I've also been searching for a pair of Lake 165's.

Color: Silver
Width: Wide
Size: 44 ( 44.5 would be better if you can find any?)

I went to buy them from http://www.lakecycling.com, but I live in Canada, and they only ship to US 

What is the difference between the 165 and the 220? I found a pair of 220s in my size at http://bicyclesource.us_ (I just havn't heard as much in the way of reviews compared to the 165's)_


----------



## ArmySlowRdr (Dec 19, 2003)

for you TX peeps I saw a pretty good variety of Lake 165s today in the spincity cycle shop on 620 on the way to Muleshoe.


----------



## FatTire (Jun 24, 2006)

i ride the 165's and love them, got them at aebike.com for 80 bucks, they say they have em in stock... http://aebike.com/page.cfm?PageID=30&action=list&Category=296&brand=219&modelid=3371&type=T


----------



## Ken Wind (Jan 19, 2006)

I'm thinking about buying a pair of these, but I have a couple questions. 

For some reason it doesn't seem like QBP carries the MX190. Does anybody know why?

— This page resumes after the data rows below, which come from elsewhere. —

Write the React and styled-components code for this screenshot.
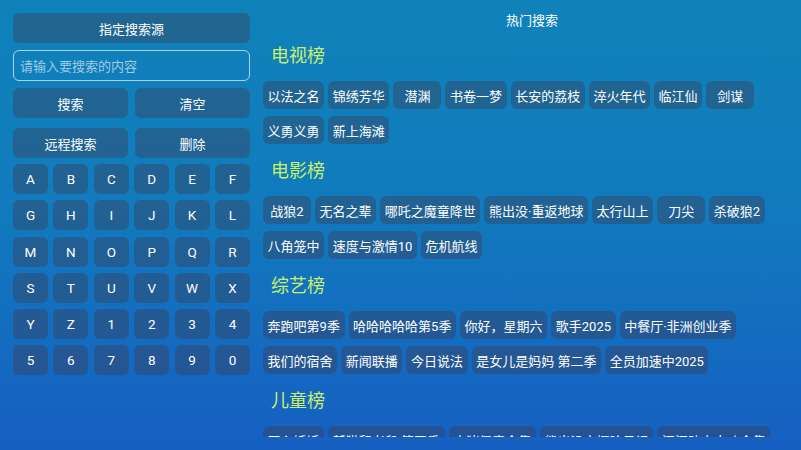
import React from "react";
import styled, { createGlobalStyle } from "styled-components";

const Global = createGlobalStyle`
  html, body { margin: 0; padding: 0; }
  body {
    width: 801px; height: 450px; overflow: hidden;
    font-family: Roboto, "Noto Sans CJK SC", sans-serif;
    background: linear-gradient(180deg, #0f82ba 0%, #117bbd 45%, #165fc2 100%);
    color: #fff;
  }
  * { box-sizing: border-box; }
`;

const Page = styled.div`
  display: flex;
  height: 450px;
  padding: 13px 0 13px 13px;
  gap: 13px;
`;

const Left = styled.div`
  width: 237px;
  flex: none;
  display: flex;
  flex-direction: column;
`;

const Btn = styled.div`
  height: 30px;
  border-radius: 6px;
  background: rgba(60, 60, 82, 0.4);
  display: flex;
  align-items: center;
  justify-content: center;
  font-size: 13px;
  color: #fff;
  flex: ${(p) => (p.$fixed ? "none" : 1)};
`;

const Input = styled.div`
  height: 31px;
  margin-top: 7px;
  border: 1px solid rgba(225, 240, 250, 0.75);
  border-radius: 6px;
  display: flex;
  align-items: center;
  padding-left: 6px;
  font-size: 13px;
  color: rgba(220, 232, 242, 0.72);
`;

const BtnRow = styled.div`
  display: flex;
  gap: 7px;
  margin-top: ${(p) => p.$mt}px;
`;

const Keys = styled.div`
  display: grid;
  grid-template-columns: repeat(6, 1fr);
  gap: 6.3px 5.4px;
  margin-top: 6px;
`;

const Key = styled.div`
  height: 30px;
  border-radius: 6px;
  background: rgba(60, 60, 82, 0.4);
  display: flex;
  align-items: center;
  justify-content: center;
  font-size: 13.5px;
  color: #fff;
`;

const Right = styled.div`
  flex: 1;
  height: 424px;
  overflow: hidden;
  display: flex;
  flex-direction: column;
`;

const Title = styled.div`
  height: 16px;
  line-height: 16px;
  text-align: center;
  font-size: 13px;
  margin-bottom: 12px;
`;

const Section = styled.div`
  margin-bottom: 12px;
`;

const Header = styled.div`
  height: 30px;
  line-height: 30px;
  font-size: 18px;
  color: #c9f06a;
  padding-left: 8px;
  margin-bottom: 10px;
`;

const Tags = styled.div`
  display: flex;
  flex-wrap: wrap;
  gap: 7px 4px;
  padding-right: 20px;
`;

const Tag = styled.div`
  height: 28px;
  min-width: 48px;
  padding: 0 4.6px;
  border-radius: 6px;
  background: rgba(60, 60, 82, 0.4);
  display: flex;
  align-items: center;
  justify-content: center;
  font-size: 13px;
  color: #fff;
  white-space: nowrap;
`;

const keys = "ABCDEFGHIJKLMNOPQRSTUVWXYZ1234567890".split("");

const sections = [
  {
    name: "电视榜",
    items: ["以法之名", "锦绣芳华", "潜渊", "书卷一梦", "长安的荔枝", "淬火年代", "临江仙", "剑谋", "义勇义勇", "新上海滩"],
  },
  {
    name: "电影榜",
    items: ["战狼2", "无名之辈", "哪吒之魔童降世", "熊出没·重返地球", "太行山上", "刀尖", "杀破狼2", "八角笼中", "速度与激情10", "危机航线"],
  },
  {
    name: "综艺榜",
    items: ["奔跑吧第9季", "哈哈哈哈哈第5季", "你好，星期六", "歌手2025", "中餐厅·非洲创业季", "我们的宿舍", "新闻联播", "今日说法", "是女儿是妈妈 第二季", "全员加速中2025"],
  },
  {
    name: "儿童榜",
    items: ["开心锤锤", "新猫和老鼠 第四季", "小猪佩奇全集", "熊出没之探险日记", "汪汪队立大功全集"],
  },
];

export default function App() {
  return (
    <>
      <Global />
      <Page>
        <Left>
          <Btn $fixed>指定搜索源</Btn>
          <Input>请输入要搜索的内容</Input>
          <BtnRow $mt={7}>
            <Btn>搜索</Btn>
            <Btn>清空</Btn>
          </BtnRow>
          <BtnRow $mt={10}>
            <Btn>远程搜索</Btn>
            <Btn>删除</Btn>
          </BtnRow>
          <Keys>
            {keys.map((k) => (
              <Key key={k}>{k}</Key>
            ))}
          </Keys>
        </Left>
        <Right>
          <Title>热门搜索</Title>
          {sections.map((s) => (
            <Section key={s.name}>
              <Header>{s.name}</Header>
              <Tags>
                {s.items.map((t) => (
                  <Tag key={t}>{t}</Tag>
                ))}
              </Tags>
            </Section>
          ))}
        </Right>
      </Page>
    </>
  );
}
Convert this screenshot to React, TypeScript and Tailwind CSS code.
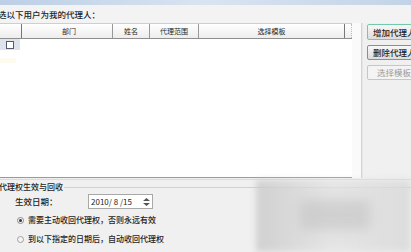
import React from "react";

const font = { fontFamily: '"Noto Sans CJK SC", "Noto Sans", sans-serif' };

export default function App() {
  return (
    <div
      className="relative w-[411px] h-[252px] overflow-hidden bg-[#f0f0f0] text-[#1e1e1e]"
      style={font}
    >
      {/* title strip */}
      <div className="h-[5px] bg-gradient-to-r from-[#bccfe6] via-[#d9e4f1] to-[#c3d3e7]" />
      {/* label */}
      <div className="h-[18px] flex items-center -ml-[2px] text-[8.5px] leading-none font-medium bg-[#f3f3f3]">
        选以下用户为我的代理人：
      </div>

      {/* main area */}
      <div className="flex h-[155px]">
        {/* table */}
        <div className="w-[352px] bg-white flex flex-col border-b border-[#9a9a9a]">
          <div className="flex h-[16px] border-t border-[#cfcfcf] border-b border-b-[#8f8f8f] bg-gradient-to-b from-white to-[#ededed] text-[7px] leading-none">
            <div className="w-[22px] border-r border-[#777]" />
            <div className="w-[91px] border-r border-[#999] flex items-center justify-center pl-[4px]">部门</div>
            <div className="w-[37px] border-r border-[#999] flex items-center justify-center">姓名</div>
            <div className="w-[49px] border-r border-[#999] flex items-center justify-center">代理范围</div>
            <div className="w-[146px] border-r border-[#777] flex items-center justify-center">选择模板</div>
            <div className="w-[7px] border-r border-dotted border-[#bbb]" />
          </div>
          <div className="flex h-[11px]">
            <div className="w-[20px] bg-[#dfe3ec] flex items-center justify-center">
              <div className="w-[8px] h-[8px] border border-[#555a70] bg-white" />
            </div>
          </div>
          <div className="w-[16px] h-[5px] bg-[#fdfbf0] mt-[8px]" />
          <div className="flex-1" />
        </div>
        {/* right panel */}
        <div className="flex-1 flex">
          <div className="w-[10px] bg-[#fafafa] border-r border-[#d4d4d4]" />
          <div className="flex-1 flex flex-col gap-[5px] pl-[4px] pt-[1px] overflow-hidden border-l border-[#e6e6e6]">
            <div className="w-[60px] h-[16px] shrink-0 rounded-[2px] border border-[#74c9a9] bg-gradient-to-b from-[#f8f8f8] to-[#dcdcdc] text-[8.5px] leading-none flex items-center pl-[5px] whitespace-nowrap font-medium">
              增加代理人
            </div>
            <div className="w-[60px] h-[15px] shrink-0 rounded-[2px] border border-[#8d8d8d] bg-gradient-to-b from-[#f8f8f8] to-[#dcdcdc] text-[8.5px] leading-none flex items-center pl-[5px] whitespace-nowrap font-medium">
              删除代理人
            </div>
            <div className="w-[60px] h-[15px] shrink-0 rounded-[2px] border border-[#c6c6c6] bg-[#f4f4f4] text-[8.5px] leading-none flex items-center pl-[9px] whitespace-nowrap text-[#9a9a9a]">
              选择模板
            </div>
          </div>
        </div>
      </div>

      {/* bottom group */}
      <div className="border-t border-[#dcdcdc] mt-[1px] pt-[2px]">
        <div className="flex items-center h-[9px] -ml-[1px]">
          <span className="text-[8px] leading-none font-medium">代理权生效与回收</span>
          <div className="flex-1 border-t border-[#d0d0d0] ml-[1px] mt-[1px]" />
        </div>
        <div className="flex items-center mt-[3px] h-[15px]">
          <span className="ml-[15px] w-[73px] text-[8.5px] leading-none font-medium">生效日期：</span>
          <div className="w-[65px] h-[15px] border border-[#a8a8a8] bg-white flex items-center">
            <span className="ml-[2px] text-[8px] leading-none">2010/ 8 /15</span>
            <div className="ml-auto mr-[1px] w-[9px] h-[11px] flex flex-col items-center justify-center gap-[2px]">
              <svg width="7" height="3" viewBox="0 0 7 3"><path d="M0 3 L3.5 0 L7 3Z" fill="#555" /></svg>
              <svg width="7" height="3" viewBox="0 0 7 3"><path d="M0 0 L3.5 3 L7 0Z" fill="#555" /></svg>
            </div>
          </div>
        </div>
        <div className="flex items-center mt-[6px] h-[10px]">
          <div className="ml-[17px] w-[7px] h-[7px] rounded-full border border-[#8a8a8a] bg-[#f4f4f4] flex items-center justify-center">
            <div className="w-[3px] h-[3px] rounded-full bg-[#333]" />
          </div>
          <span className="ml-[4px] text-[8px] leading-none font-medium">需要主动收回代理权，否则永远有效</span>
        </div>
        <div className="flex items-center mt-[9px] h-[10px]">
          <div className="ml-[17px] w-[7px] h-[7px] rounded-full border border-[#a0a0a0] bg-[#f4f4f4]" />
          <span className="ml-[4px] text-[8px] leading-none font-medium">到以下指定的日期后，自动收回代理权</span>
        </div>
      </div>

      {/* blurred watermark overlay */}
      <div className="absolute left-[256px] top-[180px] w-[155px] h-[72px] bg-gradient-to-r from-[#c9c9c9] via-[#e3e3e3] to-[#d8d8d8] blur-[3px] opacity-80" />
      <div className="absolute left-[300px] top-[200px] w-[70px] h-[30px] bg-[#bdbdbd] blur-[6px] opacity-50" />
    </div>
  );
}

Is there a difference between the MX165s and the MX190s besides the buckle?


----------



## sherpaxc (Aug 12, 2005)

I went ahead and ordered my 165's straight from Lake. You can call and speak to them personally. I was also looking at "upgrading" the 165's to the 190's but after speaking to them, the only difference was the fact that the 190's have a top buckle. I've never enjoyed using a buckle as they tend to get clogged up and can be a pain. As to stiffness, I ride only SS and have done lots of climbs in the mountains with the shoes and they were plenty stiff for power transfer, but when it was time to get off and push, they were very comfortable and the Vibram sole is a great addition. I've done a few XC races with them. They aren't really for XC races, they are for all day riding or just someone that ones a great shoe for xc riding. I mostly do 6-12hr races and love them. They keep my feet from being to tender and really block the small rocks that get kicked up and hit you. If you have any other questions about them post up. I'm a big fan of Lake.


----------



## Ken Wind (Jan 19, 2006)

Hey, thanks for the reply. I actually emailed Lake last night, and they already responded. The MX190 is also 14g lighter per pair, but those are the only differences.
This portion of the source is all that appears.